A friend of mine was at the Expo train station over the weekends on her way to her office, a 10 mins walk away. I received her feedback the next day.

“….it’s so disgusting. The place is so packed. Worse than normal rush hour traffic. How annoying. And those people look like they’re trying to compete with each other. The way they dress I mean. That’s not the way to dress for church.” she complains, shaking her head in disapproval.

Two of Singapore’s largest churches have relocated their main services to the Singapore Expo Halls due to lack of space in their own premises. As a result, human traffic has increased 10 fold every Sunday at the, otherwise quiet, Expo vicinity.

I was somewhat disappointed with her observation and remark. Although I am not from these churches, they are nevertheless part of my spiritual family and so I naturally feel the sting when someone passes judgement on them. It’s sort of like a protective reflex members of a family possess. I know among this huge crowd and dressy individuals, are people of integrity, love and grace, whose main desire and purpose for being there is to praise and worship God. They might not fit our idea of what a religious person should look like but that does not make them any less spiritual or devoted. Being religious does not equate devotion. You can dress the part without a care for God and the things of God. What is more vital is the fruit that a person bears. And that is something we can’t know till we know their heart. Certainly not by judging from their outward appearances. I do not deny there are some within that group, or any congregation for that matter, that dishonors the name of the God they serve. It is unfortunate and unfair that the entire church had to bear the shame. It could be out of ignorance that we judge people this way. As a nonbeliever, my friend might not have understood the ways of God – that God does not accept us based on externals, that the only reason these people could be part of His family is by His grace, and that His family are made up of all sorts of people at different stages of spiritual development. To an outsider, they can be an unruly and spoilt brood. But God loves them nonetheless and continues to receive them just as they are. In time, His love will transform them. So I can understand where my friend is coming from and thus be able to excuse her.

But what happens when a member of our family betrays us? I had been foolish to share my friend’s observation with a fellow believer of a different church, thinking she’d understand how I feel being from the same spiritual family. But this was her response. I’ve paraphrased them for the sake of those not familiar with the Singapore lingo.

“…but of course, it’s a well known fact that your church people are all very hiao (a crude word for vain in dialect),” she said, self-satisfied.

I was shocked and hurt. I didn’t expect her to be so careless with her words and so severe in her judgement. I reminded her that I am not from these churches but I am nevertheless bothered when people talk bad about them. Her next response was just as swift.

“…..oh please, New Creation (my church) people are just as hiao.”

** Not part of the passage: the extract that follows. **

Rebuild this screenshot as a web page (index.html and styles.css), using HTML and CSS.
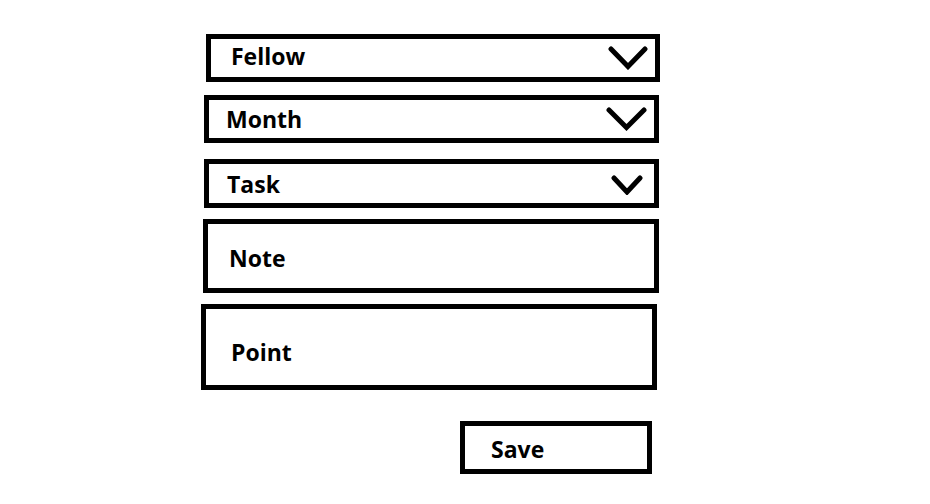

At that point I know I should have kept my mouth shut. In the same breath that she judges my immediate spiritual family, she told me not to take my friends comments to heart for it was out of ignorance and not intention. Does that make hers intentional then, since she can’t claim ignorance? I felt betrayed. Misunderstood. Hurt. If criticism is needed, then let it be constructive and motivated by love. Not in blatant, self-righteous fashion that does nothing but deepen the division of the church. What God plans to do in another person’s life, and how that other person lives out God’s plan, is the business only of God and the other person. We are to encourage and help others as they fulfill God’s purpose in their lives, but we are not the creator, originator, manipulator, or policeman of that plan and purpose. God is fully capable of dealing with each person individually. If we do not stop the “my church is my church, yours is yours” mentality and start seeing all of us as one body of Christ, we’d not only grieve the Lord, who is the head of the universal church, but also play right into the Devil’s schemes – that is to cause division within the body of Christ. As a family, we should standby one another. The church is to be a place of acceptance – not acceptance of sin, but certainly acceptance of sinners. It is be a place where a person can be appreciated for being a child of God and a special creation of God.

It is common for fallen human nature to stereotype and judge. All of us are guilty of it. But it has to stop, especially for those who have known and receive the grace of God. The greatest tragedy in all this is not only that we become blind to our own faults as we’re too busy throwing stones – but also that God is made invincible, to believers as well as the world.

And the Devil and his minions will be celebrating in Hell.